| Input for this task |
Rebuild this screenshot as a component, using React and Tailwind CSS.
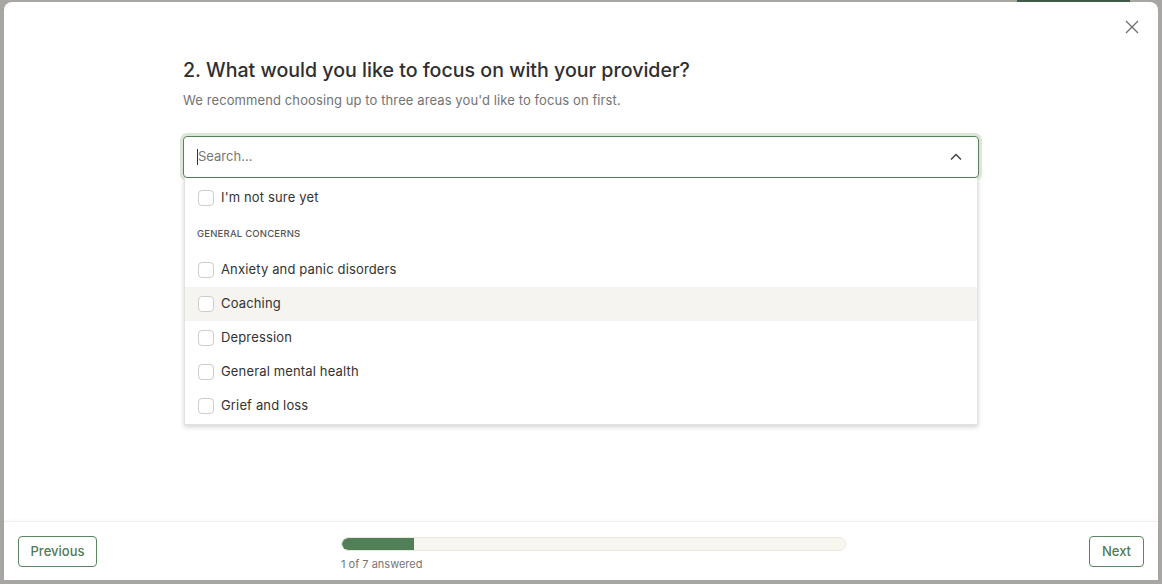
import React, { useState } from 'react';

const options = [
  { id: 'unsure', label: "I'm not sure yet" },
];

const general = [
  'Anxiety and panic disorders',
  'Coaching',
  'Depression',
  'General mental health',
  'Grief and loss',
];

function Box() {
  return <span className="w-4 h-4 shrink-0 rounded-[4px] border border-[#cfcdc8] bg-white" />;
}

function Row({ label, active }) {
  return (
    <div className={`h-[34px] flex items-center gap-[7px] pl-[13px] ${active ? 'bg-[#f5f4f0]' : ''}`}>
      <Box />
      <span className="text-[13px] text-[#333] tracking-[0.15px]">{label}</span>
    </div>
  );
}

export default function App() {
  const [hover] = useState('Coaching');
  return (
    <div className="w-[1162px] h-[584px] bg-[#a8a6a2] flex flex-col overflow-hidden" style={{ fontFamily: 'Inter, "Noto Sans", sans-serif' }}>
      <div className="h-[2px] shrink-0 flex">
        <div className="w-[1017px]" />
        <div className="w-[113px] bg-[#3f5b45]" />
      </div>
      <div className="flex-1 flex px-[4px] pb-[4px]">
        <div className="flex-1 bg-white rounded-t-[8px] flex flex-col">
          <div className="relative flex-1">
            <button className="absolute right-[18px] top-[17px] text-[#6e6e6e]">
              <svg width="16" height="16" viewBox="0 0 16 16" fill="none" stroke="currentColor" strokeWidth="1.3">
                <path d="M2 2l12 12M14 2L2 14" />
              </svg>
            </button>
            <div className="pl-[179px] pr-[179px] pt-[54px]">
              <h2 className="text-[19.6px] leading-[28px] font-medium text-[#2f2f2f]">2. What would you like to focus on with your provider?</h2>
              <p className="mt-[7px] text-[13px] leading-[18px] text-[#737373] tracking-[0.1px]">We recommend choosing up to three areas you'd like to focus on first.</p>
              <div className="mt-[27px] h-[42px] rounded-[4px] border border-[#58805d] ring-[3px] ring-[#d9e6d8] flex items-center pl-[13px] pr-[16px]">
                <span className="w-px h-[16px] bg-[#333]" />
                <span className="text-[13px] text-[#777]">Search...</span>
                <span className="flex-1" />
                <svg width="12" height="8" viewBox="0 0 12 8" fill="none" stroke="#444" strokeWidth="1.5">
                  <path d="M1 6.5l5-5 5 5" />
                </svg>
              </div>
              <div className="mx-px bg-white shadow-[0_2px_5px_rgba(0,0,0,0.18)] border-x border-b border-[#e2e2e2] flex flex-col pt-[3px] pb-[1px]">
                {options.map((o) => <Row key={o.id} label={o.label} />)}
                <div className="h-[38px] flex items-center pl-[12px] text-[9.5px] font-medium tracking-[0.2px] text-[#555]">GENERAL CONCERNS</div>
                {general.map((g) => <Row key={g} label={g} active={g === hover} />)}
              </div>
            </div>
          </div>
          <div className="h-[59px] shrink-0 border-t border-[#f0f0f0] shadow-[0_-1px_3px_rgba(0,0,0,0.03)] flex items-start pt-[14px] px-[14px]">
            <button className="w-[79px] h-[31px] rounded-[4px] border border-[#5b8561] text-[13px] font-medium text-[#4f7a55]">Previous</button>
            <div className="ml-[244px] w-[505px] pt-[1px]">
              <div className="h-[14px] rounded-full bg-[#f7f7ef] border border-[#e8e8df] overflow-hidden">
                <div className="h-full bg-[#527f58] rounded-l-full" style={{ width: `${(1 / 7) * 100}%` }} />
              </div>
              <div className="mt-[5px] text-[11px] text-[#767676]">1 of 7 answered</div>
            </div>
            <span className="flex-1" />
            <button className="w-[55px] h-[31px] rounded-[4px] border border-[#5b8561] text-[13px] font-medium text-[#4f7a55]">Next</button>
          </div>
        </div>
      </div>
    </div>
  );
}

--

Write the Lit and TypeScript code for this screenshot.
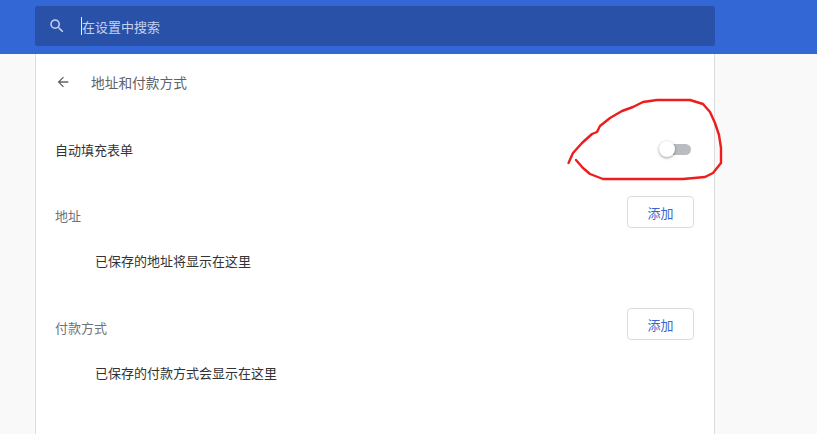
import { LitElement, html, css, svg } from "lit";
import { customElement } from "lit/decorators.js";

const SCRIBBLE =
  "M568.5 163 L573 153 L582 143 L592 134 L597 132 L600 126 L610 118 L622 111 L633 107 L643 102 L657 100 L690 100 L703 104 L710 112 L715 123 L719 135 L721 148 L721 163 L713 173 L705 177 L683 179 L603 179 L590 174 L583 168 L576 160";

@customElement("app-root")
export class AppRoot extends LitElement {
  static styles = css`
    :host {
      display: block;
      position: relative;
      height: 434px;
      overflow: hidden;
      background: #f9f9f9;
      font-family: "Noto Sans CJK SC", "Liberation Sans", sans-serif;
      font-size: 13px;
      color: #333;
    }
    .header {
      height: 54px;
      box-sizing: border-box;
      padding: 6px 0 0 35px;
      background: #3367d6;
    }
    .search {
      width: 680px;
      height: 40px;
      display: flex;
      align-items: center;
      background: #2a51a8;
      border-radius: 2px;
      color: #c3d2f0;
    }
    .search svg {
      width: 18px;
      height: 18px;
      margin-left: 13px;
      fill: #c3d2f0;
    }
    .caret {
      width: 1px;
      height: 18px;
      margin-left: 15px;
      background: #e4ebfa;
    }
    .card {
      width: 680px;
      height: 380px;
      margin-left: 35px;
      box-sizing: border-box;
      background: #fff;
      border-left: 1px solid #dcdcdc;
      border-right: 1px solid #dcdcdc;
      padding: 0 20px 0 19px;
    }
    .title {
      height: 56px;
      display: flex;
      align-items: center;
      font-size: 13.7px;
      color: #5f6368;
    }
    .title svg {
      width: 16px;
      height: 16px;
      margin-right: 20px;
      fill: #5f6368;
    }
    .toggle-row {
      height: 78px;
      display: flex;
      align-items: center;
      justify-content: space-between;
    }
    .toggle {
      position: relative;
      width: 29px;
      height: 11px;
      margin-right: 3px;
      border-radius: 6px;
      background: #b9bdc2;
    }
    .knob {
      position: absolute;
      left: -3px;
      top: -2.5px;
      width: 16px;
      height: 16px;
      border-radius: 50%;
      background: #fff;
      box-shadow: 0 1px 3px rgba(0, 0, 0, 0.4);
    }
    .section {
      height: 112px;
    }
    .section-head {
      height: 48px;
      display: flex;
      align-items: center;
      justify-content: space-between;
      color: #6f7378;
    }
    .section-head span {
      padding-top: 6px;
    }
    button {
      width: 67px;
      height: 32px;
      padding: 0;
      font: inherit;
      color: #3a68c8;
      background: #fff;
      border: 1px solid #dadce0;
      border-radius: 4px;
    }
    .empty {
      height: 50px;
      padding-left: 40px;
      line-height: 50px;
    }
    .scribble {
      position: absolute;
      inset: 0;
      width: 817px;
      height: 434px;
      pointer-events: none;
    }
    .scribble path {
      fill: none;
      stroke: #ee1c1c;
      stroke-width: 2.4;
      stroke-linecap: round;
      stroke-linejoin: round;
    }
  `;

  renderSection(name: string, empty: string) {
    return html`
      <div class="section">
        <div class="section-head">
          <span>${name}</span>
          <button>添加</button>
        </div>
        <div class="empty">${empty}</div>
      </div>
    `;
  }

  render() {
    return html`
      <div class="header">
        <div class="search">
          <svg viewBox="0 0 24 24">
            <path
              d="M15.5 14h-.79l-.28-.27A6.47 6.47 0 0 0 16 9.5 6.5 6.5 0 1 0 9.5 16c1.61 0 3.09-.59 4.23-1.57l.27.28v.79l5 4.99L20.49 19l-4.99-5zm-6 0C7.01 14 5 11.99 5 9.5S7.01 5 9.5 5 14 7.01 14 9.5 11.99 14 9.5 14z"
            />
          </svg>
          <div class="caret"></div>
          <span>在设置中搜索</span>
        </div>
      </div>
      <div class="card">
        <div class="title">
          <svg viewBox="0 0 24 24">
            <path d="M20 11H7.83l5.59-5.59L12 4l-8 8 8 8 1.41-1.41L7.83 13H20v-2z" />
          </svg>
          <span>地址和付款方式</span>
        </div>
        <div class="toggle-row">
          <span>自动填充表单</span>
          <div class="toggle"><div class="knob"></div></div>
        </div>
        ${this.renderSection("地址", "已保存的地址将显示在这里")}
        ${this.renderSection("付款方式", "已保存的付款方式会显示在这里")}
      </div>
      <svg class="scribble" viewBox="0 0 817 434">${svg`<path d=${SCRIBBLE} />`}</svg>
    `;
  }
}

--

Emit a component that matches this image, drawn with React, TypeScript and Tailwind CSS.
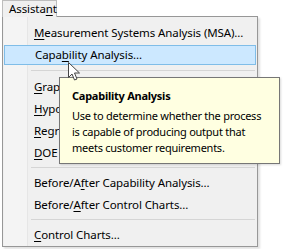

| What the task requires |
Find the lines with the string "Tailwind" and reproduce them.

| Answer to the problem |
Rebuild this screenshot as a component, using React and Tailwind CSS.
Emit a component that matches this image, drawn with React, TypeScript and Tailwind CSS.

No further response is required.